Clinical Negligence & Catastrophic Injury Solicitors
Pharmacy investigation after patient death.
The actions of high street chemist, Boots, are being investigated by the General Pharmaceutical Council after the death of a great-grandfather who was sent duplicate packs of prescription drugs.
The man, Richard "Tony" Lee, took a week of extra pills dispensed in error shortly before his death in December 2016.
The General Pharmaceutical Council, which regulates pharmacies, is investigating after a complaint from Mr Lee’s his daughter, Gail Pickles.
Mr Lee, 84, from Doncaster, was supposed to be sent four, 108-pill, weekly packs each month to control heart, kidney and anxiety conditions but after his death, Gail Pickles, found double the expected number of packs, along with evidence he had taken the double dose.
After reporting the duplicated medication packs found among her late father's belongings, she said she was promised there would be an investigation and "Boots would be transparent.”
But, when trying to follow this up in February 2017, she was told the Nottingham-based company "could not comment at this time". Mrs Pickles said the "tone of the letter was shocking.”
At the inquest at Doncaster Coroner's Court, it was revealed that when responsibility for sending the prescription was moved to a new pharmacy, the original pharmacy did not get a message to cancel its order, resulting in two sets of the same prescription being sent to Mr Lee.
Assistant coroner, Louise Slater, said excess dosing would have increased the risk of a cardiac event and was a contributory factor in Mr Lee’s death.
Mrs Slater told the inquest communication problems had resulted in a lack of clarity as to which pharmacy would assume responsibility.
She added "I'm satisfied that policies and procedures were in place at the pharmacies. However, they were not followed on this occasion due an individual failing rather than a systemic failure."
Immediately after the inquest, Mrs Pickles said she was appalled by Boots' actions, particularly the revelation that an internal investigation report into the error stated Mr Lee did not need medical attention and the incident did not need to be escalated.
Mrs Pickles from Penistone, South Yorkshire, also believes the pharmacies had repeatedly failed to meet Boots' own standard operating procedures for dispensing prescriptions.
Boots said it had apologised for the tone of the letter but denied it was not transparent, saying it was unable to comment further while inquest proceedings were continuing.
The company said that it had also repeatedly expressed its condolences about Mr Lee's death, accepts it should have provided a written apology sooner and has offered to meet Mrs Pickles.
The firm insisted "rare and exceptional" circumstances led to the original mistake and it had an extremely low error rate.
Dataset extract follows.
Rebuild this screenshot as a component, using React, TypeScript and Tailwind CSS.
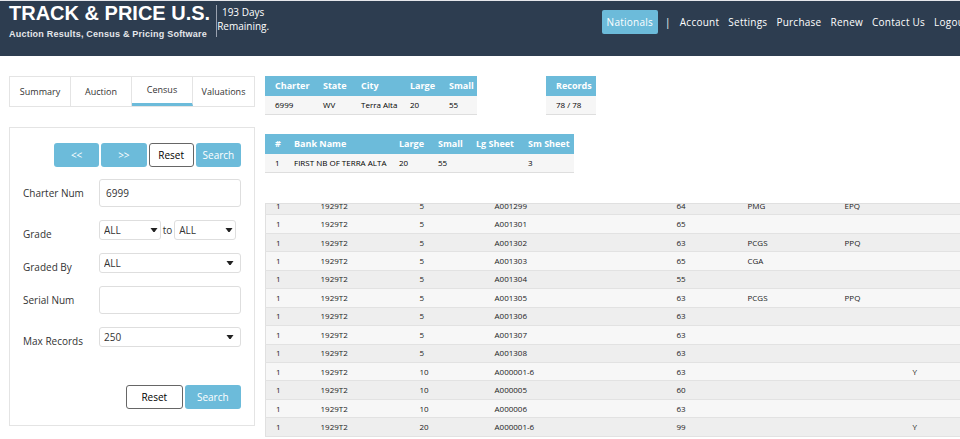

Procedures had been updated and pharmacists were asked for feedback about them in 2016 to identify whether any additional support was needed.
Boots accepted there were some failings complying with standard operating procedures in this case but said they were not symptomatic of a wider problem.
The company said that it had fully complied with the coroner's investigation.
The General Pharmaceutical Council said it was investigating Mrs Pickles' concerns and it took all complaints raised extremely seriously - in particular those relating to a patient death.
Mrs Pickles said: "My family were very, very wrong to place our trust in that company. If I hadn't looked through dad's medication and had just taken them back to the pharmacy none of this would have come to light."